» **SET TASK**: Answer with nothing except the number of lines that contain the word "React".

━━━━━━━━━━━━━━━━━━━━━━━━━━━━━━

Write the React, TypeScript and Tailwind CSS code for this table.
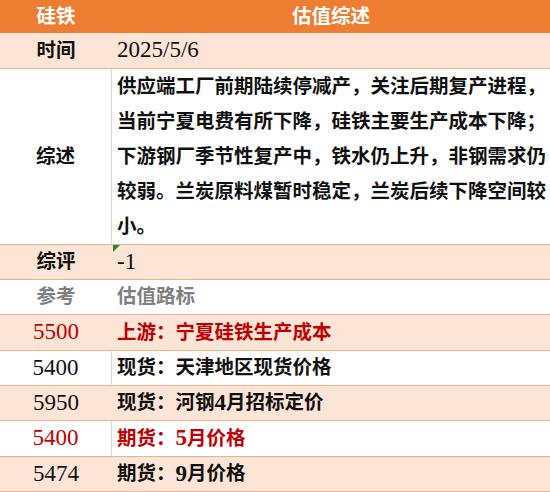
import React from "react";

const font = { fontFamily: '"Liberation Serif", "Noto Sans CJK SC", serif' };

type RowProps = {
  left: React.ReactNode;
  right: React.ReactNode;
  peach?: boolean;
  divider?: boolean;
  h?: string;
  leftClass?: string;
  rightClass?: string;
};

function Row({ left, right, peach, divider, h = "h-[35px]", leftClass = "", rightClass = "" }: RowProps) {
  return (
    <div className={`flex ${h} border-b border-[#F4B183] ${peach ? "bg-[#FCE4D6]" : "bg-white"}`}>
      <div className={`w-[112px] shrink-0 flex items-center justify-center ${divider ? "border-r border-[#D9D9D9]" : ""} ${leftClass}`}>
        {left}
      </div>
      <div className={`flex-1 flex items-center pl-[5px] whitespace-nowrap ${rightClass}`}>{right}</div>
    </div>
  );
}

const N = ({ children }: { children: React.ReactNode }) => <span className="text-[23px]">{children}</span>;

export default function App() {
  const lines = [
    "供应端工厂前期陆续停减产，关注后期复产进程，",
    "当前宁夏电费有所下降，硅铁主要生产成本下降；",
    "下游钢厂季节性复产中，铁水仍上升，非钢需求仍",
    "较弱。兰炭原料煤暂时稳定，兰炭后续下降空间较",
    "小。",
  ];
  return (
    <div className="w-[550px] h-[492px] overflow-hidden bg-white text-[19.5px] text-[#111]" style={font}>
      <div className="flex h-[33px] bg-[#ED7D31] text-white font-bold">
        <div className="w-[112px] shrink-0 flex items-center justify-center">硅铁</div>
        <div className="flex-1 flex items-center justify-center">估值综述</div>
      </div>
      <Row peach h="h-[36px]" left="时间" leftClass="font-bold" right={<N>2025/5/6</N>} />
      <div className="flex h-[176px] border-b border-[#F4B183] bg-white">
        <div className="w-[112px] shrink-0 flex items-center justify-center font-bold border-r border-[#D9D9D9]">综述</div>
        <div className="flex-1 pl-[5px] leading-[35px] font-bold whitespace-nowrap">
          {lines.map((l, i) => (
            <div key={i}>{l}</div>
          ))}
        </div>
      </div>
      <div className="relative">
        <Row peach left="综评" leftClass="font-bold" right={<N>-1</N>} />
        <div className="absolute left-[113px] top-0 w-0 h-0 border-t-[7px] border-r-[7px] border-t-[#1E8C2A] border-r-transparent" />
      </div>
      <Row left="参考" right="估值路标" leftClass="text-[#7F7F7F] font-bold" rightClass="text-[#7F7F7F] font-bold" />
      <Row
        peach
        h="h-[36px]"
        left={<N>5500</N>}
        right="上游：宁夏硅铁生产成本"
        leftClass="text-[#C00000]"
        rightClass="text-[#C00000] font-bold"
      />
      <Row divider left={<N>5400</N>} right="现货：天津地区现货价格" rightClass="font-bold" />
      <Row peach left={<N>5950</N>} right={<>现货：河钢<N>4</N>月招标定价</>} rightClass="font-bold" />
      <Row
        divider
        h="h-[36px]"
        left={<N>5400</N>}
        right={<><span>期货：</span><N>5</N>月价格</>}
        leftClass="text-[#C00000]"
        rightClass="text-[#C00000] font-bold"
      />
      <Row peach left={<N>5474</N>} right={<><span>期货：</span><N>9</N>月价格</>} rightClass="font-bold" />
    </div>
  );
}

━━━━━━━━━━━━━━━━━━━━━━━━━━━━━━

» **COMPLETED EXERCISE**: 5